I enjoyed them all, particualrly tokyo drift. The thing with them is that you have to accept them for what they are, harmless, enjoyable STORIES that last and hour or two. They don't try to be particuarly accurate at recording races or anything, just a bit of ccar porn for the chav in all of us!


----------



## Pieface876 (Nov 14, 2008)

I just love the way cars have like 11 gears in the Fast And The Furious. I want to go and see it but a lack of money D=


----------



## Lloyd71 (Aug 21, 2008)

Pieface876 said:


> I just love the way cars have like 11 gears in the Fast And The Furious. I want to go and see it but a lack of money D=


:lol: Me and my friend were talking about this today at work, we also noted how they often, when racing and fighting for the lead, change gear then put their foot down and suddenly go much quicker. Neither of us could understand wether they were meant to be changing up a gear as they were redlining their car, or changing down to get back into the power band. But neither of them make sense, why would they not be driving at full throttle in the first place?!


----------



## TRN Ent (Nov 16, 2008)

s2kpaul said:


> prob wait till dvd time lol


This may interest you.

http://www.play.com/DVD/DVD/4-/8135059/-/Product.html?searchstring=fast+furious+2009&searchsource=0

Get Play.com to notify you, when its available for pre-order, iv already got Bronson on pre-order, comes out in June.


----------



## little john (Jun 10, 2007)

Well it won't win any awards but for a few hours of watching nice cars get wrecked its ok. 

Lots of references to the first film and a bit to Tokyo drift at the begining the 2nd film didn't happen according to this one which isn't a bad thing. A few laughs in there as well. 

The film has a darker side to it when it comes to Dominic Toretto being there and he is mean and moody for most of the film. Some of the things the cars do are a little unbelievable but thats the whole thing about movies they do stuff that can't normally be done.

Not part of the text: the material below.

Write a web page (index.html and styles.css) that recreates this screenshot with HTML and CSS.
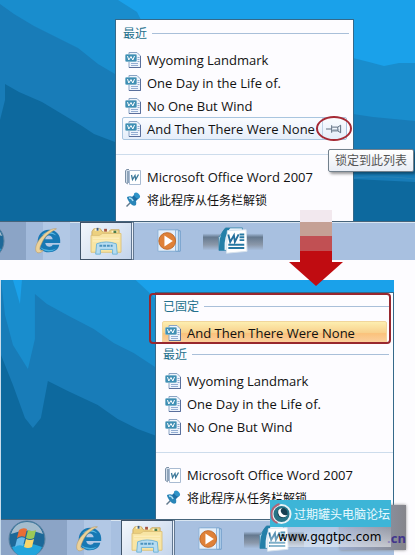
FILE: index.html
```html
<!DOCTYPE html>
<html lang="zh-CN">
<head>
    <meta charset="UTF-8">
    <meta name="viewport" content="width=device-width, initial-scale=1.0">
    <title>锁定到此列表</title>
    <link rel="stylesheet" href="styles.css">
</head>
<body>

<!-- Shared icons -->
<svg class="sprite" aria-hidden="true">
    <defs>
        <symbol id="icon-doc" viewBox="0 0 16 16">
            <path d="M4 .5h8l3.500 3.500v11.500H4z" fill="#eef4fc" stroke="#8ba4c4"/>
            <path d="M15.500 4v11.500H4" fill="none" stroke="#5a6f9c"/>
            <path d="M6 11.500h7M6 13.500h7M12.500 5.500h2M12.500 7.500h2M12.500 9.500h2" stroke="#93add2"/>
            <rect x=".5" y="2.500" width="11" height="7" rx="1" fill="#3f8fb4" stroke="#7db3cb"/>
            <path d="M2.500 4l1.300 4L6 4.500l1.800 3.500L9.500 4" fill="none" stroke="#fff"/>
        </symbol>
        <symbol id="icon-word" viewBox="0 0 16 16">
            <path d="M4 .5H1.500L.5 2v11.500L3 15" fill="#d5e0ec" stroke="#7c90a6"/>
            <path d="M3 2v12" stroke="#8fa4ba" stroke-width="2"/>
            <path d="M4.500 1.500h11v14h-11z" fill="#fff" stroke="#a9bbd2"/>
            <path d="M6.500 6l1 4.500L10 6.500l.7 4L13.500 5.500" fill="none" stroke="#3b7899" stroke-width="1.300"/>
        </symbol>
        <symbol id="icon-unpin" viewBox="0 0 16 16">
            <path d="M6 10l-4.500 4.500" stroke="#61788c" stroke-width="1.500"/>
            <path d="M2 5q4-2 7 1t2 7q-3 2-6-2T2 5z" fill="#2a85b8"/>
            <path d="M7 5l3-3 4 4-3 3q-3 0-4-4z" fill="#1d6ea5"/>
            <ellipse cx="12" cy="3.500" rx="2.300" ry="3.500" transform="rotate(-45 12 3.500)" fill="#2f93c8"/>
            <path d="M4 6q3 0 4 3" fill="none" stroke="#a8dcf3" stroke-width="1.500"/>
        </symbol>
        <symbol id="icon-ie" viewBox="0 0 32 32">
            <path d="M17 4C9 4 5 10 5 17s5 11 12 11c6 0 10-3 11-8h-7c-1 3-7 3-8-2h16C30 9 24 4 17 4zm-4 10c1-5 7-5 8 0z" fill="#1778b4" fill-rule="evenodd"/>
            <path d="M9 10q8-8 16 0-8-4-16 0z" fill="#5dbbe4"/>
            <path d="M7 22q8 6 18 2-7 6-15 1z" fill="#4bb1df"/>
            <path d="M25 3C17 1 1 17 3 26c1 4 5 3 8 0-4 1-5-1-2-7C13 10 18 7 25 3z" fill="#ecd29a" stroke="#b79763" stroke-width=".6"/>
        </symbol>
        <symbol id="icon-folder" viewBox="0 0 34 32">
            <path d="M2 6l2-3h7l2 3h7l2-2h9v22H2z" fill="#ecd07e" stroke="#c9ab66"/>
            <path d="M5 4h5M14 5h6M23 6h6" stroke="#fff5cf" stroke-width="2"/>
            <path d="M7 2h2v3H7z" fill="#3a5a84"/>
            <path d="M15 3h3v3h-3z" fill="#a65342"/>
            <path d="M25 5h3v3h-3z" fill="#4c7d4a"/>
            <path d="M1 10h9l3-2h20v20H1z" fill="#f8e5a4" stroke="#dec27a"/>
            <path d="M3 13h28M3 16h28" stroke="#fff1c6"/>
            <path d="M6 30l1-11q10-4 21 0l1 11h-5v-5H11v5z" fill="#b7dcf1" stroke="#6db3d8"/>
            <path d="M10 21h14" stroke="#4b92bf" stroke-width="2" stroke-dasharray="3 1"/>
        </symbol>
        <symbol id="icon-media" viewBox="0 0 28 28">
            <path d="M5 3h20v22H5z" fill="#c1dcf3" stroke="#6897c5"/>
            <path d="M3 2h20v23H3z" fill="#d8eafa" stroke="#72a1cc"/>
            <path d="M1 2h19v23H1z" fill="#e4effa" stroke="#8bb0d6"/>
            <circle cx="11" cy="14" r="9" fill="#df8138" stroke="#bd6829"/>
            <path d="M8 8v12l9-6z" fill="#fff"/>
        </symbol>
        <symbol id="icon-word-app" viewBox="0 0 32 32">
            <path d="M8 2h18v24H1V12z" fill="#e8f2fa" stroke="#4a91b4"/>
            <path d="M8 2Q1 7 1 26h6Q6 10 13 2z" fill="#247fa8"/>
            <path d="M10 5l20-1 1 23-22 2z" fill="#fff" stroke="#d6e2ed"/>
            <path d="M11 9l2 8 4-7 1 7 4-8" fill="none" stroke="#246f9c" stroke-width="2"/>
            <path d="M23 9h5M23 12h5M23 15h5M11 20h17M11 23.500h17" stroke="#2678a2" stroke-width="2"/>
        </symbol>
        <symbol id="icon-start" viewBox="0 0 38 38">
            <circle cx="19" cy="19" r="18" fill="#1c6898" stroke="#5a819f"/>
            <path d="M3 14Q7 2 19 2t16 12q-16-7-32 0z" fill="#a4bccd"/>
            <path d="M4 27q15-7 30 0-4 10-15 10T4 27z" fill="#22a4dc"/>
            <path d="M11 10q4-3 8-1l-2 8q-4-2-8 1z" fill="#e96e35"/>
            <path d="M20 10q4 2 8 0l-2 8q-4 2-8 0z" fill="#9cc957"/>
            <path d="M9 19q4-3 8-1l-2 8q-4-2-8 1z" fill="#69bae9"/>
            <path d="M18 19q4 2 8 0l-2 8q-4 2-8 0z" fill="#f9d66a"/>
        </symbol>
        <symbol id="icon-pin" viewBox="0 0 18 10">
            <path d="M0 5h6M6 1v8M6.500 3h6v4h-6M12.500 3l3-2v8l-3-2" fill="none" stroke="#566779"/>
            <path d="M7 5.500h7v1H7z" fill="#8797a8"/>
        </symbol>
    </defs>
</svg>

<main class="page">
    <section class="scene scene-before">
        <div class="desktop">
            <svg class="wallpaper" viewBox="0 0 415 221" preserveAspectRatio="none" aria-hidden="true">
                <path fill="#1aa1ea" d="M0 0h415v221H0z"/>
                <path fill="#198dcd" d="M0 0h118l19 12 5 10 211 36 16 4 15 4 15-3h16v158H0z"/>
                <path fill="#187cb8" d="M0 4l14 10 20 12 24 12 20 10 20 16 17 10 238 40 20 3 42 4v100H0z"/>
                <path fill="#0d699e" d="M0 120l5-20V84l14 8 23 10 20 12 20 12 12 8 21 8 238 37 62 3v39H0z"/>
                <path fill="none" stroke="#2982b6" d="M353 178q30-3 62 1"/>
            </svg>
            <div class="menu">
                <h2 class="menu-title">最近</h2>
                <ul class="menu-list">
                    <li><a class="item" href="#"><svg class="icon"><use href="#icon-doc"/></svg>Wyoming Landmark</a></li>
                    <li><a class="item" href="#"><svg class="icon"><use href="#icon-doc"/></svg>One Day in the Life of.</a></li>
                    <li><a class="item" href="#"><svg class="icon"><use href="#icon-doc"/></svg>No One But Wind</a></li>
                    <li class="hovered">
                        <a class="item" href="#"><svg class="icon"><use href="#icon-doc"/></svg>And Then There Were None</a>
                        <button class="pin" aria-label="锁定到此列表"><svg class="pin-icon"><use href="#icon-pin"/></svg></button>
                        <span class="tooltip">锁定到此列表</span>
                    </li>
                </ul>
                <ul class="menu-list menu-tasks">
                    <li><a class="item" href="#"><svg class="icon"><use href="#icon-word"/></svg>Microsoft Office Word 2007</a></li>
                    <li><a class="item item-cn" href="#"><svg class="icon"><use href="#icon-unpin"/></svg>将此程序从任务栏解锁</a></li>
                </ul>
            </div>
        </div>
        <nav class="taskbar">
            <button class="start" aria-label="开始"><svg><use href="#icon-start"/></svg></button>
            <button class="task task-ie" aria-label="Internet Explorer"><svg><use href="#icon-ie"/></svg></button>
            <button class="task task-folder" aria-label="Explorer"><svg><use href="#icon-folder"/></svg></button>
            <button class="task task-media" aria-label="Media Player"><svg><use href="#icon-media"/></svg></button>
            <button class="task task-word" aria-label="Word"><svg><use href="#icon-word-app"/></svg></button>
        </nav>
        <svg class="arrow" viewBox="0 0 54 76" aria-hidden="true">
            <path fill="#f2e8ee" d="M11 0h32v12H11z"/>
            <path fill="#c5a095" d="M11 12h32v14H11z"/>
            <path fill="#c15053" d="M11 26h32v15H11z"/>
            <path fill="#c00c11" d="M11 41h32v11h11L27 76 0 52h11z"/>
        </svg>
    </section>

    <section class="scene scene-after">
        <div class="desktop">
            <svg class="wallpaper" viewBox="0 0 394 239" preserveAspectRatio="none" aria-hidden="true">
                <path fill="#1aa1ea" d="M0 0h394v239H0z"/>
                <path fill="#198dcd" d="M0 0h135l13 12 8 8v219H0z"/>
                <path fill="#187cb8" d="M0 0l4 35 8 30 15 24 7-30V14l12 10 22 12 25 13 20 14 20 10 23 15v151H0z"/>
                <path fill="#1aa1ea" d="M12 0h9l-2 24z"/>
                <path fill="#0d699e" d="M0 75l12 30 12 33 8 10 8-10 7-37 20 10 30 14 20 14 20 10 19 7v83H0z"/>
            </svg>
            <div class="menu">
                <div class="pinned">
                    <h2 class="menu-title">已固定</h2>
                    <ul class="menu-list">
                        <li class="selected"><a class="item" href="#"><svg class="icon"><use href="#icon-doc"/></svg>And Then There Were None</a></li>
                    </ul>
                </div>
                <h2 class="menu-title">最近</h2>
                <ul class="menu-list">
                    <li><a class="item" href="#"><svg class="icon"><use href="#icon-doc"/></svg>Wyoming Landmark</a></li>
                    <li><a class="item" href="#"><svg class="icon"><use href="#icon-doc"/></svg>One Day in the Life of.</a></li>
                    <li><a class="item" href="#"><svg class="icon"><use href="#icon-doc"/></svg>No One But Wind</a></li>
                </ul>
                <ul class="menu-list menu-tasks">
                    <li><a class="item" href="#"><svg class="icon"><use href="#icon-word"/></svg>Microsoft Office Word 2007</a></li>
                    <li><a class="item item-cn" href="#"><svg class="icon"><use href="#icon-unpin"/></svg>将此程序从任务栏解锁</a></li>
                </ul>
            </div>
        </div>
        <nav class="taskbar">
            <button class="start" aria-label="开始"><svg><use href="#icon-start"/></svg></button>
            <button class="task task-ie" aria-label="Internet Explorer"><svg><use href="#icon-ie"/></svg></button>
            <button class="task task-folder" aria-label="Explorer"><svg><use href="#icon-folder"/></svg></button>
            <button class="task task-media" aria-label="Media Player"><svg><use href="#icon-media"/></svg></button>
            <button class="task task-word" aria-label="Word"><svg><use href="#icon-word-app"/></svg></button>
        </nav>
        <div class="watermark">
            <span class="watermark-shade">.cn</span>
            <div class="watermark-name">
                <svg viewBox="0 0 22 22" aria-hidden="true">
                    <circle cx="11" cy="11" r="9" fill="#277486" stroke="#e8f2f5" stroke-width="2"/>
                    <path d="M9 1Q1 4 1 11t6 9" fill="none" stroke="#ae6377" stroke-width="2"/>
                    <circle cx="12" cy="10" r="5" fill="#173f50"/>
                    <path d="M9 13q-4-7 3-8-3 2-1 5t6 2q-3 4-8 1z" fill="#fff"/>
                </svg>
                过期罐头电脑论坛
            </div>
            <div class="watermark-url">www.gqgtpc.com</div>
        </div>
    </section>
</main>

</body>
</html>
```

FILE: styles.css
```css
* {
    box-sizing: border-box;
}

body {
    margin: 0;
    background-color: #fdfcff;
    color: #111;
    font-family: "Open Sans", "Noto Sans CJK SC", sans-serif;
    font-size: 13px;
}

.sprite {
    position: absolute;
    width: 0;
    height: 0;
}

.page {
    height: 100vh;
    display: flex;
    flex-direction: column;
    gap: 20px;
    overflow: hidden;
}

.scene {
    position: relative;
    flex-shrink: 0;
}

.scene-after {
    margin-right: 21px;
    border-left: 1px solid #c8dcec;
}

.desktop {
    position: relative;
    display: flex;
    justify-content: flex-end;
}

.scene-before .desktop {
    padding: 19px 61px 0 0;
}

.scene-after .desktop {
    padding-top: 12px;
}

.wallpaper {
    position: absolute;
    inset: 0;
    width: 100%;
    height: 100%;
}

/* Jump list */
.menu {
    position: relative;
    width: 239px;
    padding: 3px 0 10px;
    background-color: #fdfcff;
    border: 1px solid #35698a;
    border-bottom: none;
}

.menu-title {
    display: flex;
    align-items: center;
    gap: 5px;
    margin: 0;
    padding: 0 4px 0 7px;
    height: 20px;
    color: #24708c;
    font-size: 12px;
    font-weight: normal;
}

.menu-title::after {
    content: "";
    flex: 1;
    height: 1px;
    background-color: #a9bfd9;
}

.menu-list {
    list-style: none;
    margin: 0;
    padding: 5px 6px 0;
}

.menu-list li {
    position: relative;
    display: flex;
    height: 23px;
    border: 1px solid transparent;
    border-radius: 2px;
}

.item {
    flex: 1;
    display: flex;
    align-items: center;
    gap: 6px;
    padding-left: 2px;
    color: inherit;
    text-decoration: none;
    white-space: nowrap;
}

.item-cn {
    font-size: 12px;
}

.icon {
    width: 16px;
    height: 16px;
}

.menu-tasks {
    margin-top: 14px;
    padding-top: 10px;
    border-top: 1px solid #cddcec;
}

.menu-list .hovered {
    background: linear-gradient(#fafcff, #e5eefa);
    border-color: #a9c5df;
}

.pin {
    position: relative;
    width: 24px;
    padding: 0;
    background: none;
    border: none;
    border-left: 1px solid #bed2e6;
}

.pin::after {
    content: "";
    position: absolute;
    inset: -2px -6px -2px -7px;
    border: 2px solid #a62a35;
    border-radius: 50%;
}

.pin-icon {
    display: block;
    width: 17px;
    height: 10px;
    margin: auto;
}

.tooltip {
    position: absolute;
    top: 31px;
    left: 205px;
    z-index: 2;
    padding: 0 6px;
    line-height: 21px;
    background: linear-gradient(#fff, #e9edf5);
    border: 1px solid #72808c;
    border-radius: 2px;
    box-shadow: 2px 2px 3px rgba(0, 0, 0, 0.4);
    color: #555;
    font-size: 12px;
    white-space: nowrap;
}

/* Pinned group */
.pinned {
    position: relative;
}

.pinned::after {
    content: "";
    position: absolute;
    inset: -3px 2px 0 -7px;
    border: 2px solid #98272e;
    border-radius: 4px;
}

.menu-list .selected {
    background: linear-gradient(#fdeeb0, #f8d18d 50%, #fac27c 55%, #fbd0a0);
    border-color: #f1d69b;
}

/* Taskbar */
.taskbar {
    display: flex;
    align-items: center;
    height: 39px;
    background-color: #a8c0e0;
    border-top: 1px solid #47647b;
    box-shadow: inset 0 1px #d8e5f1;
    overflow: hidden;
}

.taskbar button {
    flex-shrink: 0;
    display: flex;
    align-items: center;
    justify-content: center;
    height: 38px;
    padding: 0;
    background: none;
    border: none;
}

.taskbar svg {
    width: 32px;
    height: 30px;
}

.taskbar .start {
    width: 66px;
    padding-right: 14px;
    background-color: #8ba4c6;
}

.taskbar .start svg {
    width: 38px;
    height: 38px;
}

.scene-before .start {
    margin-left: -40px;
}

.taskbar .task-ie {
    width: 44px;
    background: linear-gradient(90deg, #a2badb 38%, #b2c8e5 38%);
}

.taskbar .task-folder {
    width: 54px;
    margin-left: 10px;
    background: linear-gradient(135deg, #f3f7fc, #c3d4eb);
    border: 1px solid #40546a;
    border-right: 3px double #617791;
}

.taskbar .task-folder svg {
    width: 34px;
}

.taskbar .task-media {
    width: 40px;
    margin-left: 16px;
}

.taskbar .task-media svg {
    width: 28px;
    height: 26px;
}

.taskbar .task-word {
    width: 60px;
    margin-left: 13px;
    background: linear-gradient(transparent 30%, #65798f 40%, #8b98aa 60%, transparent 75%);
}

.arrow {
    position: absolute;
    right: 72px;
    bottom: -26px;
    z-index: 1;
    width: 54px;
    height: 76px;
}

/* Site watermark */
.watermark {
    position: absolute;
    top: 220px;
    right: 3px;
    width: 121px;
}

.watermark-name {
    position: relative;
    display: flex;
    align-items: center;
    gap: 1px;
    height: 27px;
    background-color: #3db5d7;
    color: #eafaff;
    font-size: 12px;
    white-space: nowrap;
}

.watermark-name svg {
    width: 23px;
    height: 22px;
}

.watermark-url {
    position: relative;
    padding-left: 8px;
    line-height: 20px;
    background: linear-gradient(rgba(255, 255, 255, 0.1), rgba(255, 255, 255, 0.5));
    color: #000;
    font-family: "DejaVu Sans", sans-serif;
    font-size: 12px;
}

.watermark-shade {
    position: absolute;
    top: 5px;
    right: -15px;
    width: 66px;
    height: 45px;
    background: linear-gradient(90deg, #9aabce, #85858b);
    box-shadow: 0 0 3px #888;
    color: #41358c;
    font-weight: bold;
    line-height: 66px;
    text-align: right;
}
```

Worth watching if you like the other films but jees the pictures have got expensive. £6.70 each but we had a 2for1 voucher


----------



## Lloyd71 (Aug 21, 2008)

I just got back, bloody good for a quick no brainer action film but my god the plotlines and the stunts are getting beyond ridiculous now! :lol:

I liked how they explained a few things from the first film and whatnot but how come they didn't explain

**SPOILER ALERT**
Highlight below to see the spoiler

What happened to Vince and Jessy?
Also, I could have sworn the Charger got wrecked in the tunnel near the end, so how was it back being driven by Brian to break Dom out of the prison van?!

END OF SPOILERS


----------



## Rsskwil (Mar 18, 2009)

didnt jessy die in the 1st 1 like????????????


----------



## grant_evans (Mar 2, 2008)

Lloyd71 said:


> I just got back, bloody good for a quick no brainer action film but my god the plotlines and the stunts are getting beyond ridiculous now! :lol:
> 
> I liked how they explained a few things from the first film and whatnot but how come they didn't explain
> 
> ...


you  :lol::lol::lol: :devil::devil:


----------



## alan_mcc (Oct 28, 2008)

Rsskwil said:


> didnt jessy die in the 1st 1 like????????????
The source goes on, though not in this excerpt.